Chronique PRESS ST[ART] n°4
Article paru dans le n°4 de Gaming (février 2004)
  Mario est un danseur béat, et nous aussi

P
an pan, boum boum, paf paf, le jeu vidéo a fait du conflit physique sa spécialité. Ce qui, forcément, n'en fait pas le meilleur vecteur d'émotions empathiques. En revanche, il s'est montré très doué pour procurer de fortes émotions architecturales, liées à la traversée et au dévoilement progressif d'espaces ensorcelants : la grande plaine d'Ocarina of time, les extérieurs amples et pénétrants de Halo, les couloirs vectoriels malléables de Rez, l'océan de Wind Waker, la colossale forteresse d'Ico –qui évoque les geôles imaginaires de Piranèse-, les réseaux de tunnels complexes, oppressants, détaillés et délétères de Metroid Prime...

L'universitaire américain Henry Jenkins va jusqu'à suggérer d'analyser le jeu vidéo à la lumière d'une "esthétique de l'espace". Dans la lignée du concept de "narration environnementale" forgé par Don Carson, Jenkins propose aux game designers de s'inspirer des cinéastes expressionnistes allemands des années 20 (Murnau, Lang…), des odyssées, quêtes mythiques ou récits de voyage de Tolkien, Homère, Verne ou London, ainsi que des grands mélodrames (fondés sur "des projections externes des sentiments des personnages, à travers les costumes, la direction artistique, ou les choix de lumière" par exemple), pour faire de l'art du game design "une sorte d'architecture narrative et affective".

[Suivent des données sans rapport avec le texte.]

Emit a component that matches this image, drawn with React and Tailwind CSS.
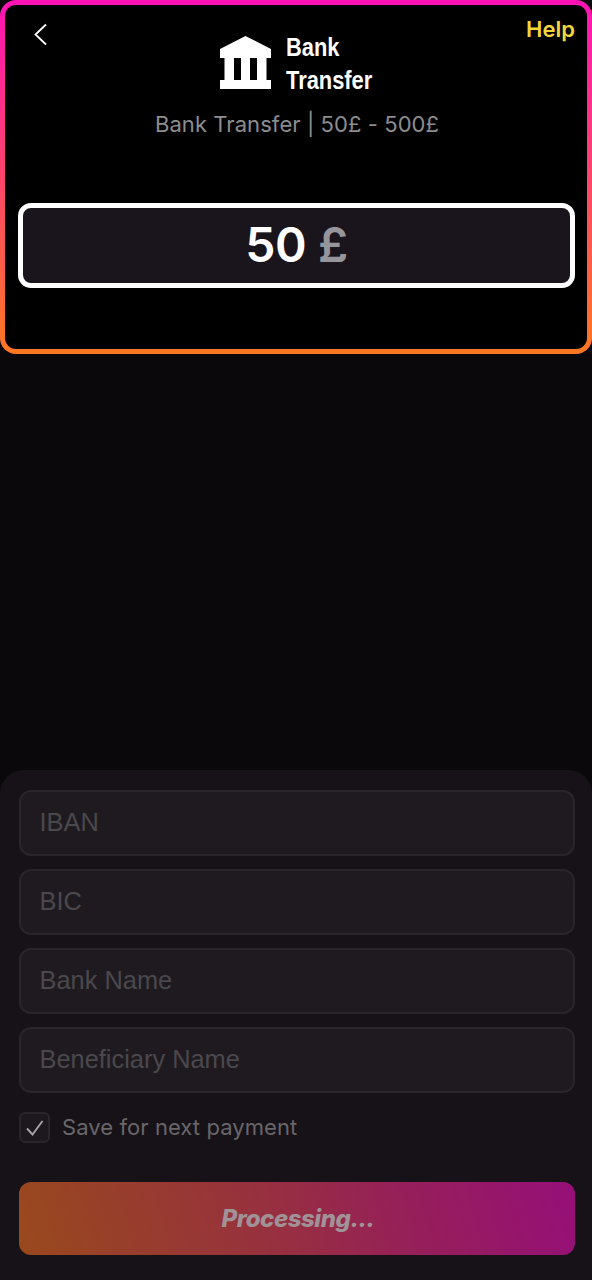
import { useState } from "react";

const fields = [
  { name: "iban", placeholder: "IBAN" },
  { name: "bic", placeholder: "BIC" },
  { name: "bankName", placeholder: "Bank Name" },
  { name: "beneficiaryName", placeholder: "Beneficiary Name" },
];

const BankLogo = () => (
  <div className="flex pt-[25px] h-[90px]">
    <svg width="51" height="53" viewBox="0 0 51 53" className="mt-[6px]">
      <path
        fill="#fff"
        d="M25.5 0 51 13v9h-4.500v22H51v9H0v-9h4.500V22H0v-9L25.500 0ZM14 22v22h7V22h-7Zm16 0v22h7V22h-7Z"
      />
    </svg>
    <div className="mt-px ml-[15px] w-[87px] font-['Liberation_Sans'] text-[26.5px] leading-[33px] font-bold text-white">
      <div className="origin-left scale-x-[0.825]">Bank</div>
      <div className="origin-left scale-x-[0.825]">Transfer</div>
    </div>
  </div>
);

const CheckIcon = () => (
  <svg width="18" height="16" viewBox="0 0 18 16" fill="none">
    <path d="M1 8.500 6.500 14.500 16.500 1" stroke="#a5a3a6" strokeWidth="1.900" />
  </svg>
);

const App = () => {
  const [values, setValues] = useState({});
  const [save, setSave] = useState(true);

  const handleChange = (e) => {
    const { name, value } = e.target;
    setValues((prev) => ({ ...prev, [name]: value }));
  };

  return (
    <div className="flex h-[1280px] w-[592px] flex-col justify-between bg-[#0a080b] font-['Inter',sans-serif]">
      {/* Amount card */}
      <div className="h-[354px] rounded-[16px] bg-[linear-gradient(180deg,#ff12b5,#ff7822)] p-[5px]">
        <div className="flex h-full flex-col rounded-[11px] bg-black px-[13px]">
          <div className="grid grid-cols-[1fr_auto_1fr] items-start">
            <button className="ml-4 mt-[18px] w-fit">
              <svg width="13" height="23" viewBox="0 0 13 23" fill="none">
                <path d="M12 1.500 1.500 11.500 12 21.500" stroke="#fff" strokeWidth="1.800" />
              </svg>
            </button>
            <BankLogo />
            <button className="mt-[10px] -mr-px justify-self-end text-[22px] leading-[28px] font-semibold text-[#f4d63c]">
              Help
            </button>
          </div>
          <p className="mt-[15px] pl-[2px] text-center text-[22px] leading-[28px] tracking-[0.07px] text-[#8d8d8f]">
            Bank Transfer | 50£ - 500£
          </p>
          <div className="mt-[65px] flex h-[85px] w-[557px] shrink-0 items-center justify-center gap-[12px] rounded-[13px] border-5 border-white bg-[#1a151c] pb-[2px] text-[48px] font-semibold tracking-[-0.5px]">
            <span className="text-white">50</span>
            <span className="text-[#96959c]">£</span>
          </div>
        </div>
      </div>

      {/* Bank details */}
      <div className="h-[510px] rounded-t-[24px] bg-[#171217] pt-5 pr-[17px] pl-[19px]">
        <div className="flex flex-col gap-[13px]">
          {fields.map((field) => (
            <input
              key={field.name}
              type="text"
              name={field.name}
              value={values[field.name] || ""}
              onChange={handleChange}
              placeholder={field.placeholder}
              className="h-[66px] w-full rounded-[12px] border-2 border-[#29252b] bg-[#1f1a20] px-[18.5px] pb-[2px] font-['Liberation_Sans'] text-[25.4px] text-[#9b999c] placeholder:text-[#4b484d]"
            />
          ))}
        </div>
        <button
          onClick={() => setSave(!save)}
          className="mt-[19px] flex items-center gap-[12px]"
        >
          <span className="flex size-[31px] items-center justify-center rounded-[6px] border-2 border-[#29252b] bg-[#1c181e]">
            {save && <CheckIcon />}
          </span>
          <span className="pb-px text-[22px] leading-[28px] tracking-[0.07px] text-[#69666b]">
            Save for next payment
          </span>
        </button>
        <button className="mt-[39px] h-[73px] w-full rounded-[12px] bg-[linear-gradient(75deg,#99491d_0%,#97303f_45%,#961f5a_70%,#960f78_100%)] pl-[2px] text-[24px] font-extrabold tracking-[-0.45px] text-[#a09296] italic">
          Processing...
        </button>
      </div>
    </div>
  );
};

export default App;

Mais, me direz-vous avec votre pertinence habituelle, pour que le jeu vidéo affirme véritablement sa singularité, il faudrait qu'il parvienne à émouvoir non pas avec des outils expressifs et atmosphériques déjà utilisés par le cinéma, l'architecture ou encore les installations, mais avec des moyens spécifiquement ludiques d'interaction avec le décor.

Nintendo pourrait bien, une fois encore, détenir les réponses. En plus d'avoir exploité la plasticité de l'architecture virtuelle dans les châteaux des deux Zelda de la N64, qui regorgent d'idées de poétisation, de déformation et de dissolution de l'espace et du temps (une pièce sans limite apparente, un couloir tordu, des lieux à l'envers…), Nintendo a appris à manipuler directement, par le gameplay, les émotions du joueur. Grâce à la synergie totalement inégalée qu'ils établissent, dans le sous-estimé Super Mario Sunshine (GC, 02), entre le level design et les mouvements variés, flexibles et élégants de Mario (chaque élément du décor est un support à sauts et acrobaties), Shigeru Miyamoto et Yoshiaki Koizumi font naître chez le joueur des sentiments jubilatoires de liberté, de légèreté physique et spirituelle, d'harmonie et de fusion avec l'environnement caractéristiques de la petite enfance (celle qui précède l'émergence de la conscience de soi) : Mario est un danseur béat qui bondit dans un monde conçu pour lui, et nous aussi.